The structure and operation of an ejido blend traditional community authority with formal legal frameworks. The asamblea ejidal, made up of all members, sets policy, approves budgets, and resolves disputes. The comisariado ejidal functions as the executive arm, handling day-to-day administration, applications for land use, and coordination of shared resources such as irrigation and communal facilities. Land within an ejido is allocated as parcelas to families, but ownership remains with the community. Heirship and transfer of use rights within the ejido are possible, though rules are set by the assembly and can be subject to approval by the community. The system has often also involved a system of governance around water access, rural credit, and local infrastructure, with the state frequently supporting or regulating these processes Agrarian reform and Land reform.
The ejido has yielded both social stability and economic challenge. On the positive side, it helped distribute land more broadly, provided rural families with a secure basis for agriculture, and reduced the risk of land grabs by elites. The communal dimension also supported village-level governance and local cooperation in managing scarce water and other resources, which can be essential for irrigation and productivity in arid or semi-arid zones. In many communities, ejidos became the backbone of local development, tying land to social provision, schooling, and basic infrastructure. The system also helped preserve cultural and regional identities by keeping land within communities that had long-standing ties to their territory. For many smallholders, the ejido represented a doorway to economic opportunity and intergenerational security, rather than a mere transfer of land.
Critics, however, point to significant inefficiencies and limits imposed by the ejido arrangement. The restrictions on transferring land to outsiders, combined with the difficulty of using ejido land as collateral, have historically limited access to private credit and investment. This is a key reason why rural finance and private sector investment have often lagged in ejido-dominated areas compared to more open land tenure environments. The parcel-based structure of many ejidos, with small, widely dispersed plots, can hinder economies of scale, reduce aggregate productivity, and complicate large-scale irrigation and market-oriented farming. Governance challenges in some communities—such as nepotism, factionalism, or slow decision-making—have also undermined efficiency and accountability. In the period of economic liberalization, critics argued that the rigidity of the old system deterred investment and prevented Mexican agriculture from achieving the productivity gains seen in other economies, especially where markets and infrastructure were strong enough to reward efficiency and innovation. This debate has often centered on whether the ejido’s social protections should be preserved in tandem with market-driven reforms that unlock private capital and technology.

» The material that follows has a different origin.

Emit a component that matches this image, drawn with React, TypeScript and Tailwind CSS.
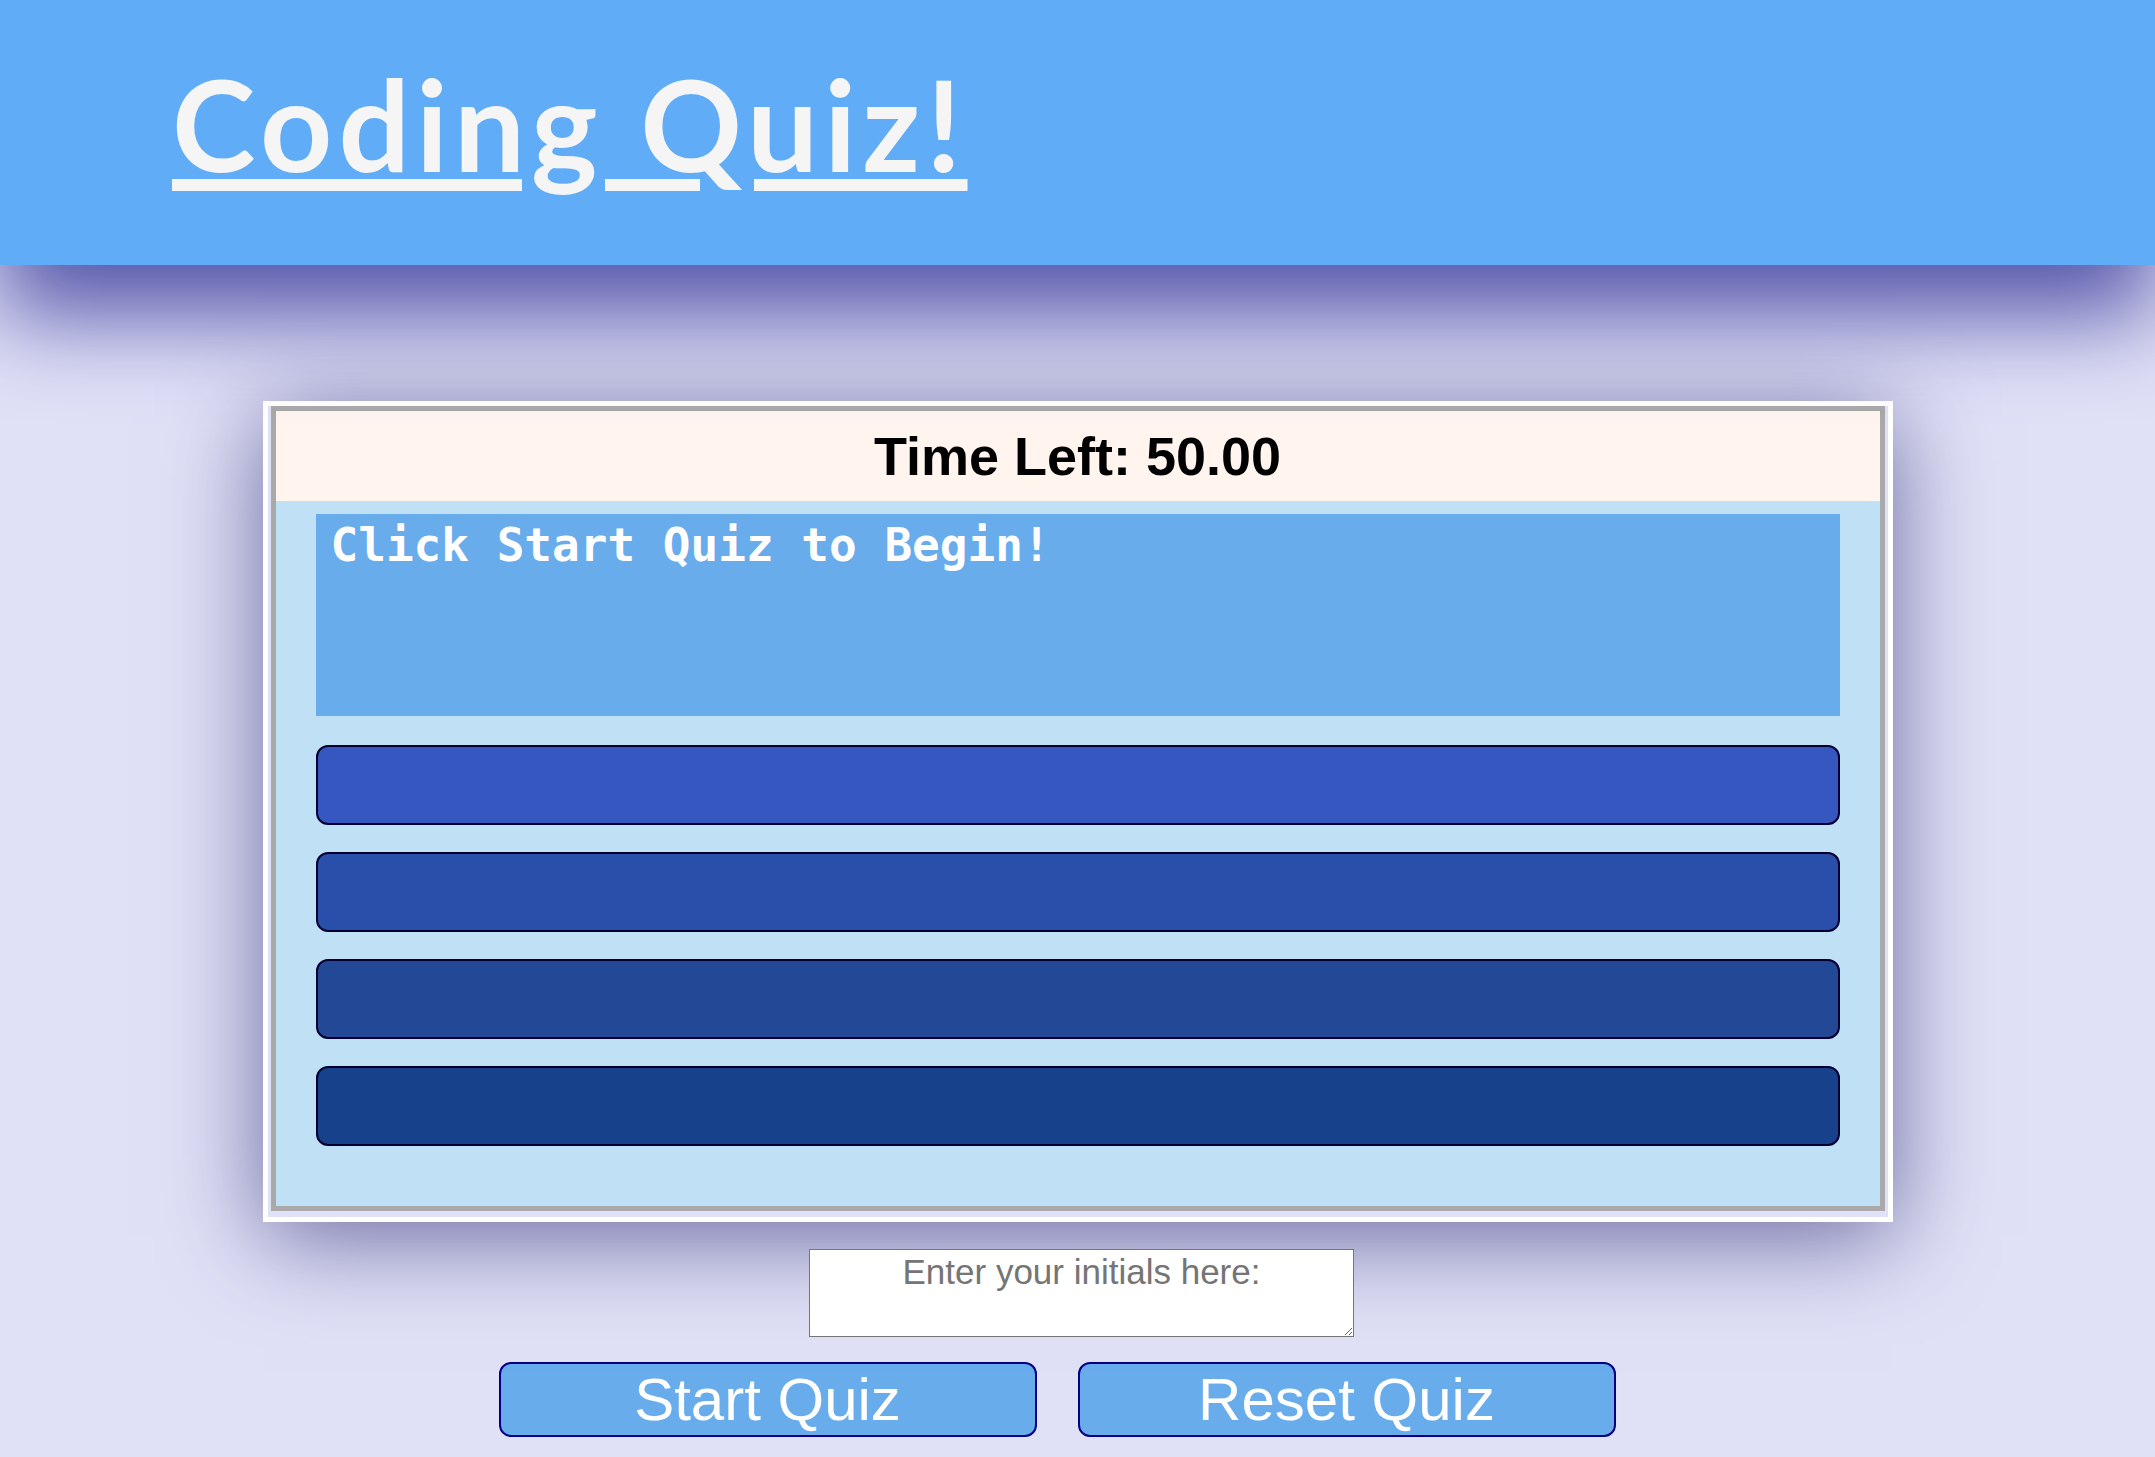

Contemporary policy has sought to reconcile the social purpose of agrarian reform with the benefits of a more open property regime. The constitutional reforms of the early 1990s liberalized many aspects of the ejido system, allowing for the sale or lease of ejido rights to private parties, and permitting the division of parcels and conversion of land to private property under certain conditions. These changes aimed to attract investment, improve productivity, and integrate rural land into broader economic networks while maintaining the social safety net built around land tenure. The reforms preserved the possibility of communal governance and access to land for rural families but provided a pathway for individual rights to be recognized in a way that could be used to obtain credit, mortgage land, or transfer rights to others under market mechanisms. The effects of these reforms have been uneven, varying by region, and have been a focal point of political and policy debates about how best to balance social equity with economic efficiency. The debate continues over how to preserve rural livelihoods and community cohesion while expanding the role of private investment and market incentives in agriculture.
The discussion surrounding the ejido also intersects with broader debates about indigenous rights, rural development, and Mexico’s integration into global markets. Episodes such as the Zapatista movement in the mid-1990s highlighted how land tenure, cultural autonomy, and economic opportunity intersect in complex ways, especially in marginalized regions. Proponents of market-oriented reforms argue that secure property rights, access to private credit, and the removal of restrictive transfer rules can unleash investment, raise productivity, and improve living standards for rural households. Critics contend that rapid privatization or market liberalization can erode traditional community structures and undermine long-standing social commitments to equitable access to land. In this tension, the empirical experiences of different ejidos—some pursuing pragmatic privatization while others maintaining communal norms—illustrate the varied paths rural Mexico has followed as it modernizes.